В телеграмме Ассошиэйтед Пресс было написано: «Сегодня в Голливуд ненадолго прибыл великий князь Александр Михайлович. Многочисленным жителям нашего города славянского происхождения,
которые утверждают, будто были придворными или генералами в императорской армии, в следующие три дня придется не показываться в городе».Меня это удивило. Я не собирался разоблачать кого бы то ни было. Я принимал как данность, что на богатой калифорнийской земле все растет быстро – и апельсины, и русские титулы. Я приехал, потому что так хотел мой импресарио. Кроме того, я всегда был пылким поклонником кинематографа. В особенности мне хотелось познакомиться с Джоном Гилбертом [70] , что вполне естественно, потому что в течение многих лет он исполнял роли русских аристократов. Я ему завидовал. Его пышные боярские костюмы, роскошные званые ужины, непринужденные манеры, два изящных тигра без намордников, которые ходили за ним по пятам, властность в обращении с красивыми фрейлинами – все пробуждало горькие воспоминания о строгих правилах, которые сковывали нашу жизнь. И я, и мои кузены носили простую военную форму, в качестве домашних любимцев могли выбирать немецких такс или персидских кошек, а спали на узких металлических койках, так отличавшихся от роскошных трехспальных кроватей, стоявших в апартаментах мистера Гилберта. «Великий князь из Санкт-Петербурга встречается с великим князем из Калвер-Сити!» Мне показалось, что такой заголовок понравится даже моему импресарио, который не переставал жаловаться, что я мешаю «себя рекламировать».
70
Джон Гилберт (1897–1936) – один из самых популярных актеров эпохи немого кино.

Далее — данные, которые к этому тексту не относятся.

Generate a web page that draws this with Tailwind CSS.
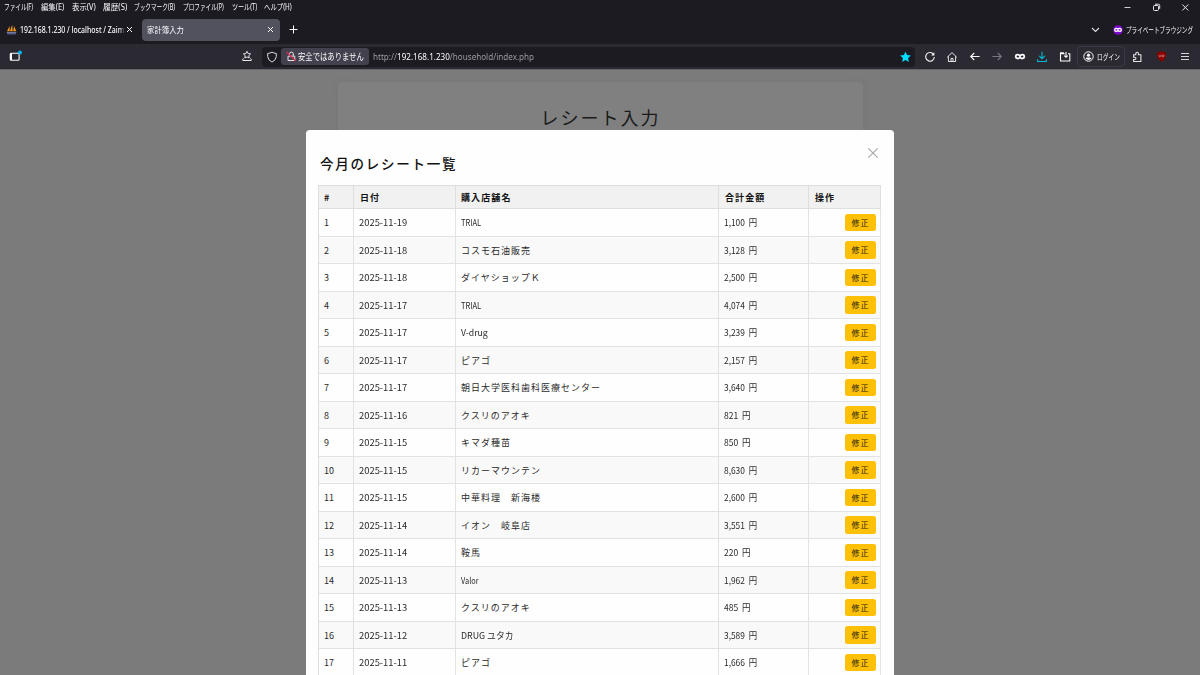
<!DOCTYPE html>
<html lang="ja">
<head>
<meta charset="utf-8">
<title>家計簿入力</title>
<script src="https://cdn.jsdelivr.net/npm/@tailwindcss/browser@4"></script>
</head>
<body class="w-[1200px] h-[675px] overflow-hidden bg-[#7b7b7b] flex flex-col font-['Noto_Sans','Noto_Sans_CJK_JP',sans-serif] text-[#fbfbfe]">
<header class="shrink-0 bg-[#1c1b22]">
  <div class="h-[15px] flex justify-between">
    <nav class="flex pl-[4px] h-[14px] items-center text-[8px] whitespace-nowrap leading-none">
      <span class="w-[37px]"><span data-fit="29" class="inline-block origin-left">ファイル(F)</span></span>
      <span class="w-[31px]"><span data-fit="23" class="inline-block origin-left">編集(E)</span></span>
      <span class="w-[31px]"><span data-fit="24" class="inline-block origin-left">表示(V)</span></span>
      <span class="w-[31px]"><span data-fit="24" class="inline-block origin-left">履歴(S)</span></span>
      <span class="w-[49px]"><span data-fit="41" class="inline-block origin-left">ブックマーク(B)</span></span>
      <span class="w-[49px]"><span data-fit="41" class="inline-block origin-left">プロファイル(P)</span></span>
      <span class="w-[32px]"><span data-fit="25" class="inline-block origin-left">ツール(T)</span></span>
      <span><span data-fit="28" class="inline-block origin-left">ヘルプ(H)</span></span>
    </nav>
    <div class="flex h-[14px] gap-[16px] pr-[8px] items-center">
      <svg class="size-[13px]" viewBox="0 0 13 13" stroke="#d0d0d6" fill="none"><path d="M3.5 6.5h6"/></svg>
      <svg class="size-[13px]" viewBox="0 0 13 13" stroke="#e8e8ee" fill="none"><rect x="3.5" y="4.5" width="5" height="5" rx="1"/><path d="M5 3.2h3.4q1.3 0 1.3 1.3v3.3"/></svg>
      <svg class="size-[13px]" viewBox="0 0 13 13" stroke="#e8e8ee" fill="none"><path d="M3.3 3.5l6 6m0-6l-6 6"/></svg>
    </div>
  </div>
  <div class="h-[29px] flex items-center">
    <div class="w-[142px] h-[22px] flex items-center pl-[6px] text-[8px] whitespace-nowrap">
      <svg class="w-[11px] h-[11px] mr-[3px] shrink-0" viewBox="0 0 11 11"><path d="M1 7.3L3.6 2v5.3zM4 7.3L6.1.8 6.7 7.3zM7.2 7.3L8 2l2.3 5.3z" fill="#f59a1c"/><path d="M.4 8h10.2L9.5 9.7H1.7z" fill="#7378a5"/><path d="M1 10.2h9" stroke="#555a86" stroke-width=".7"/></svg>
      <span class="w-[105px] overflow-hidden [mask-image:linear-gradient(to_right,#000_95%,transparent)]"><span data-fit="104" class="inline-block origin-left font-medium">192.168.1.230 / localhost / Zaim</span></span>
      <svg class="size-[9px] shrink-0" viewBox="0 0 9 9" stroke="#fbfbfe" fill="none"><path d="M2 2l5 5m0-5l-5 5"/></svg>
    </div>
    <div class="w-[138px] h-[22px] bg-[#52525e] rounded-[4px] flex items-center justify-between pl-[5px] pr-[5.5px] text-[8px]">
      <span data-fit="37" class="inline-block whitespace-nowrap origin-left">家計簿入力</span>
      <svg class="size-[9px]" viewBox="0 0 9 9" stroke="#fbfbfe" fill="none"><path d="M2 2l5 5m0-5l-5 5"/></svg>
    </div>
    <svg class="size-[11px] ml-[8px]" viewBox="0 0 11 11" stroke="#fbfbfe" fill="none"><path d="M5.5 1.5v8M1.5 5.5h8"/></svg>
    <svg class="size-[11px] ml-auto" viewBox="0 0 11 11" stroke="#e0e0e6" fill="none" stroke-width="1.1"><path d="M2 4l3.5 3.5L9 4"/></svg>
    <svg class="size-[10px] ml-[12px]" viewBox="0 0 10 10"><circle cx="5" cy="5" r="4.8" fill="#7a08cc"/><path d="M5 4.3C4 3 1.7 3.2 1.7 5S4 6.8 5 5.4C6 6.8 8.3 6.8 8.3 5S6 3 5 4.3z" fill="none" stroke="#fff" stroke-width="1.3"/></svg>
    <span class="w-[67px] ml-[3px] mr-[7px] whitespace-nowrap text-[8px]"><span data-fit="67" class="inline-block origin-left">プライベートブラウジング</span></span>
  </div>
  <div class="h-[25px] bg-[#2b2a33] grid grid-cols-[262px_653px_4px_22px_22px_23px_22px_23px_22px_23px_48px_26px_22px_25px] items-center">
    <div class="h-[25px] pb-[1px] flex items-center justify-between pl-[8px] pr-[9px]">
      <svg class="w-[14px] h-[13px]" viewBox="0 0 14 13"><rect x="2.3" y="3.2" width="8.8" height="7" rx="1" fill="none" stroke="#fbfbfe" stroke-width="1.1"/><path d="M3 3v7" stroke="#fbfbfe" stroke-width="2"/><circle cx="12" cy="2.5" r="2" fill="#00b3f4"/></svg>
      <svg class="size-[12px]" viewBox="0 0 12 12" fill="none" stroke="#e4e4ea"><path d="M6 1.3L7.1 3.5 9.6 3.9 7.8 5.6 8.2 8 6 6.9 3.8 8 4.2 5.6 2.4 3.9 4.9 3.5z"/><path d="M2.6 8.5L1.8 9v1.5h8.4V9L9.4 8.5"/></svg>
    </div>
    <div class="h-[20px] bg-[#1c1b22] rounded-[4px] flex items-center pl-[4px] pr-[4px] whitespace-nowrap">
      <svg class="size-[12px]" viewBox="0 0 12 12" fill="none" stroke="#dcdce2"><path d="M6 1.2Q8.2 2.3 10.3 2.5V5.5Q10 9.3 6 11.1Q2 9.3 1.7 5.5V2.5Q3.8 2.3 6 1.2z"/></svg>
      <div class="w-[88px] h-[17px] ml-[3px] rounded-[3px] bg-[#42414d] flex items-center pl-[5px] text-[9px]">
        <svg class="size-[11px] mr-[1px] shrink-0" viewBox="0 0 11 11" fill="none"><path d="M3.5 5V3a1.9 1.9 0 013.8 0V5M2 5.2h6.8v4.3H2z" stroke="#e4e4ea"/><path d="M.6 1l9 9" stroke="#e22850" stroke-width="1.2"/></svg>
        <span data-fit="66" class="inline-block origin-left">安全ではありません</span>
      </div>
      <span class="ml-[3.5px] text-[9px] text-[#9b9ba2] w-[161px]"><span data-fit="161" class="inline-block origin-left">http://<span class="text-[#fbfbfe]">192.168.1.230</span>/household/index.php</span></span>
      <svg class="size-[12px] ml-auto" viewBox="0 0 12 12" fill="#00ddff"><path d="M6.5.7l1.6 3.4 3.8.4-2.8 2.6.7 3.8L6.5 9 3.2 10.9l.7-3.8L1.1 4.5l3.8-.4z"/></svg>
    </div>
    <span></span>
    <svg class="size-[12px] justify-self-center" viewBox="0 0 12 12" fill="none" stroke="#f0f0f4" stroke-width="1.1"><path d="M9.6 3.5A4.3 4.3 0 1010.3 6"/><path d="M10.4 1.3v3.2H7.2z" fill="#fbfbfe" stroke="none"/></svg>
    <svg class="size-[12px] justify-self-center" viewBox="0 0 12 12" fill="none" stroke="#e4e4ea"><path d="M1.2 6.3L6 1.6 10.8 6.3M2.4 5.4v5.1h7.2V5.4M5 10.3V7.5h2v2.8"/></svg>
    <svg class="size-[12px] justify-self-center" viewBox="0 0 12 12" fill="none" stroke="#fbfbfe" stroke-width="1.1"><path d="M10.6 5.5H1.8M5.2 2L1.7 5.5l3.5 3.5"/></svg>
    <svg class="size-[12px] justify-self-center" viewBox="0 0 12 12" fill="none" stroke="#77767e" stroke-width="1.1"><path d="M1.4 5.5h8.8M6.8 2L10.3 5.5 6.8 9"/></svg>
    <svg class="size-[12px] justify-self-center" viewBox="0 0 12 12"><path d="M6 4.9C4.6 3 1.7 3.2 1.7 5.6S4.6 8 6 6.2C7.4 8 10.3 8 10.3 5.6S7.4 3 6 4.9z" fill="none" stroke="#fff" stroke-width="1.8"/></svg>
    <svg class="size-[12px] justify-self-center" viewBox="0 0 12 12" fill="none" stroke="#00b7d6" stroke-width="1.1"><path d="M6 .8v6.6M3.2 4.8L6 7.6l2.8-2.8M1.6 8.2v2.3h8.8V8.2"/></svg>
    <svg class="size-[12px] justify-self-center" viewBox="0 0 12 12" fill="none" stroke="#fbfbfe" stroke-width="1.1"><path d="M9 2.7h1.8V10H1.5V2M7 1v5.2M5.3 4.6L7 6.3l1.7-1.7"/><path d="M1 1.2h3.6L6 3.3H1z" fill="#fbfbfe" stroke="none"/></svg>
    <div class="h-[21px] ml-[1px] -mr-[1px] border border-[#3b3a44] rounded-[4px] flex items-center pl-[4.5px] text-[8px] whitespace-nowrap">
      <svg class="size-[11px] mr-[3px] shrink-0" viewBox="0 0 11 11"><circle cx="5.5" cy="5.5" r="4.7" fill="none" stroke="#fbfbfe"/><circle cx="5.5" cy="4.2" r="1.6" fill="#fbfbfe"/><path d="M2.6 7.8q.3-1.4 1.5-1.4h2.8q1.2 0 1.5 1.4-2.9 2.2-5.8 0z" fill="#fbfbfe"/></svg>
      <span data-fit="23" class="inline-block origin-left">ログイン</span>
    </div>
    <svg class="size-[12px] justify-self-center" viewBox="0 0 12 12" fill="none" stroke="#e4e4ea" stroke-width="1.1"><path d="M2.6 3.8h2.2V2.5a1.3 1.3 0 012.6 0v1.3h2.5v6.7H2.6v-2h1.2a1.1 1.1 0 000-2.2H2.6z"/></svg>
    <svg class="size-[11px] justify-self-center" viewBox="0 0 11 11"><path d="M5.5.2Q7.7 1.3 10 1.4 10.3 8.3 5.5 10.7.7 8.3 1 1.4 3.3 1.3 5.5.2z" fill="#8a0000"/><path d="M3 3.9v1.5q.9 1 1.7 0V3.9M6.2 3.9v1.9q2 .1 2-1t-2-.9z" fill="none" stroke="#dcaaaa" stroke-width=".6"/></svg>
    <svg class="size-[11px] justify-self-center" viewBox="0 0 11 11" stroke="#d4d4da"><path d="M2 2.5h8M2 5.5h8M2 8.5h8"/></svg>
  </div>
</header>
<div class="h-px shrink-0 bg-[#666568]"></div>

<main class="relative flex-1 overflow-hidden font-['Noto_Sans_CJK_JP',sans-serif]">
  <section class="w-[525px] h-[90px] mt-[12px] ml-[337.5px] rounded-[4px] bg-[#808080] shadow-[0_0_5px_#75757588] pt-[23px] text-center">
    <h1 class="text-[18px] leading-[24px] tracking-[2px] pl-[1px] text-[#1a1a1a] font-normal">レシート入力</h1>
  </section>
  <section class="absolute left-[306px] top-[60px] w-[588px] h-[620px] bg-[#fefefe] rounded-t-[4px] text-[#2a2a2a] px-[12px]">
    <div class="flex justify-between h-[55px]">
      <h2 class="pt-[21px] pl-[2px] text-[13.5px] leading-[24px] tracking-[1.75px] font-medium text-[#111]">今月のレシート一覧</h2>
      <svg class="size-[12px] mt-[17px] mr-[3.5px]" viewBox="0 0 12 12" stroke="#aaa" fill="none" stroke-width="1.2"><path d="M1.3 1.3l9.4 9.4m0-9.4l-9.4 9.4"/></svg>
    </div>
    <div class="w-[563px] border-l border-t border-[#dedede]">
      <div class="grid grid-cols-[35px_102px_263px_90px_72px] h-[23px] bg-[#f1f1f1] text-[9px] tracking-[1.1px] font-bold text-[#111] leading-[21px]">
        <div class="border-r border-b border-[#dedede] pt-px pl-[5px]">#</div>
        <div class="border-r border-b border-[#dedede] pt-px pl-[6px]">日付</div>
        <div class="border-r border-b border-[#dedede] pt-px pl-[5px]">購入店舗名</div>
        <div class="border-r border-b border-[#dedede] pt-px pl-[6px]">合計金額</div>
        <div class="border-r border-b border-[#dedede] pt-px pl-[6px]">操作</div>
      </div>
      <div id="rows"></div>
    </div>
  </section>
</main>
<script>
const receipts = [
  ['2025-11-19','TRIAL','1,100'],
  ['2025-11-18','コスモ石油販売','3,128'],
  ['2025-11-18','ダイヤショップＫ','2,500'],
  ['2025-11-17','TRIAL','4,074'],
  ['2025-11-17','V-drug','3,239'],
  ['2025-11-17','ピアゴ','2,157'],
  ['2025-11-17','朝日大学医科歯科医療センター','3,640'],
  ['2025-11-16','クスリのアオキ','821'],
  ['2025-11-15','キマダ種苗','850'],
  ['2025-11-15','リカーマウンテン','8,630'],
  ['2025-11-15','中華料理　新海楼','2,600'],
  ['2025-11-14','イオン　岐阜店','3,551'],
  ['2025-11-14','鞍馬','220'],
  ['2025-11-13','Valor','1,962'],
  ['2025-11-13','クスリのアオキ','485'],
  ['2025-11-12','DRUG ユタカ','3,589'],
  ['2025-11-11','ピアゴ','1,666']
];
const latinWidths = { 'TRIAL': 20, 'V-drug': 27, 'Valor': 18, 'DRUG ユタカ': 53 };
document.getElementById('rows').innerHTML = receipts.map(([date, shop, price], i) => `
  <div class="grid grid-cols-[35px_102px_263px_90px_72px] h-[27.5px] leading-[25.5px] text-[9px] whitespace-nowrap ${i % 2 ? 'bg-[#f9f9f9]' : 'bg-[#fefefe]'}">
    <div class="border-r border-b border-[#e2e2e2] pt-px pl-[5px]">${i + 1}</div>
    <div class="border-r border-b border-[#e2e2e2] pt-px pl-[5px]"><span data-fit="48" class="inline-block origin-left">${date}</span></div>
    <div class="border-r border-b border-[#e2e2e2] pt-px pl-[5px]">${latinWidths[shop]
      ? `<span data-fit="${latinWidths[shop]}" class="inline-block origin-left">${shop}</span>`
      : `<span class="tracking-[1px]">${shop}</span>`}</div>
    <div class="border-r border-b border-[#e2e2e2] pt-px pl-[5px]"><span data-fit="${price.length > 3 ? 33.5 : 26.5}" class="inline-block origin-left">${price}&nbsp; 円</span></div>
    <div class="border-r border-b border-[#e2e2e2] flex items-center justify-end pr-[4.5px]"><button class="w-[31px] h-[17.5px] bg-[#ffc107] rounded-[2.5px] text-[8px] leading-[17px] tracking-[1px] pl-[1px] text-[#2a2410]">修正</button></div>
  </div>`).join('');
const fitter = new ResizeObserver(entries => {
  for (const { target } of entries) {
    target.style.transform = `scaleX(${target.dataset.fit / target.offsetWidth})`;
  }
});
document.querySelectorAll('[data-fit]').forEach(el => fitter.observe(el));
</script>
</body>
</html>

К сожалению, наша эпохальная встреча так и не состоялась. К тому времени, как я прочитал лекции в самом Лос-Анджелесе и в его окрестностях и встретился с несколькими «в высшей степени уважаемыми» адвокатами, которые приходили ко мне по поручению неких людей, которых я якобы «очень люблю», настала пора садиться в поезд ехать в Денвер.
Таинственным «человеком, которого я очень любил», оказался не кто иной, как великий князь Михаил Александрович, мой покойный шурин, которого большевики расстреляли за двенадцать лет до того в окрестностях Перми. В Лос-Анджелесе проживали четыре претендента на роль великого князя Михаила. Трое из них предпочли, чтобы их представляли адвокаты, зато четвертый явился ко мне лично. Коренастый человек ростом около пяти футов семи дюймов (мой покойный шурин был ростом шесть футов три дюйма без обуви), он говорил с сильным украинским акцентом и упорно называл меня «ваше святейшество». Низкий рост и незнание титулов он возмещал дерзостью. Из-за одной только его формы – странной смеси средневековой Москвы и современного Калвер-Сити – стоило приехать в Лос-Анджелес!

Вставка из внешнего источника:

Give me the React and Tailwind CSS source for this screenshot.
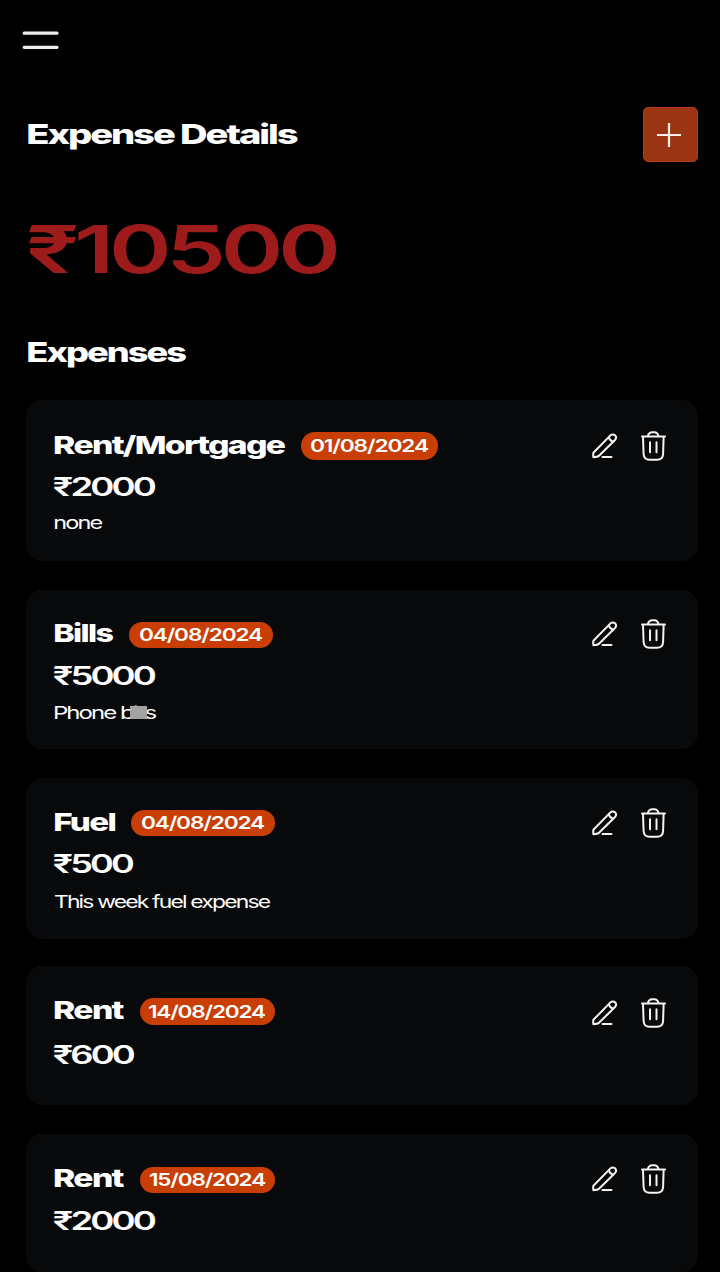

– Вы помните эту форму, ваше святейшество! – воскликнул он, войдя ко мне.
Конечно, я ее помнил. В последний раз я видел такой наряд в фильме по сценарию Элинор Глин «Его час».
– Как поживает моя матушка? – осведомился он.
«Его матушка» вот уже два года как умерла. Эту новость он воспринял мужественно, лишь промокнул глаза громадным носовым платком с монограммой и с чувством произнес:
– Да благословит Господь ее душу!
Местные газеты нечасто печатали международные новости, объяснил его спутник, седовласый, благородного вида персонаж, похожий на старомодного президента колледжа.
Я не спешил вышвыривать их вон; их примитивность делала двух жуликов совершенно безобидными.
– Некоторые лучшие люди нашего города – мои ближайшие друзья, – сообщил господин со множеством медалей.
Я промолчал.
– Они, конечно, верят мне, но я подумал, что подписанное вашим святейшеством письмо поможет мне разоружить врагов Романовых.
Я обратился к секретарю по-французски.
– Вы не сердитесь? – спросил сопровождающий «Михаила».
– Вовсе нет, – ответил я. – Я просто попросил секретаря принести камеру.
– Камеру?
– Да, камеру. Я хотел бы сфотографировать вашего друга. У меня собралась целая коллекция людей, выдающих себя за великого князя Михаила Александровича, но такого, как он, я еще не встречал.
– Раньше я носил бороду, – робко заметил самозванец.
– Это ошибка, – сказал я. – Больше так не делайте. Оставайтесь таким, как сейчас.
– Значит, письмо вы не подпишете?
– Извините, старина.
– Нам, наверное, лучше уйти, – заметил сопровождающий.
Они ушли так же, как пришли. С высоко поднятой головой, непобежденные. Их лица дышали прямотой и честностью. Надеюсь, ради их же блага, что их еще принимают «лучшие люди» Лос-Анджелеса. В мире, где так любят точность, они кажутся последними могиканами подлинного театра.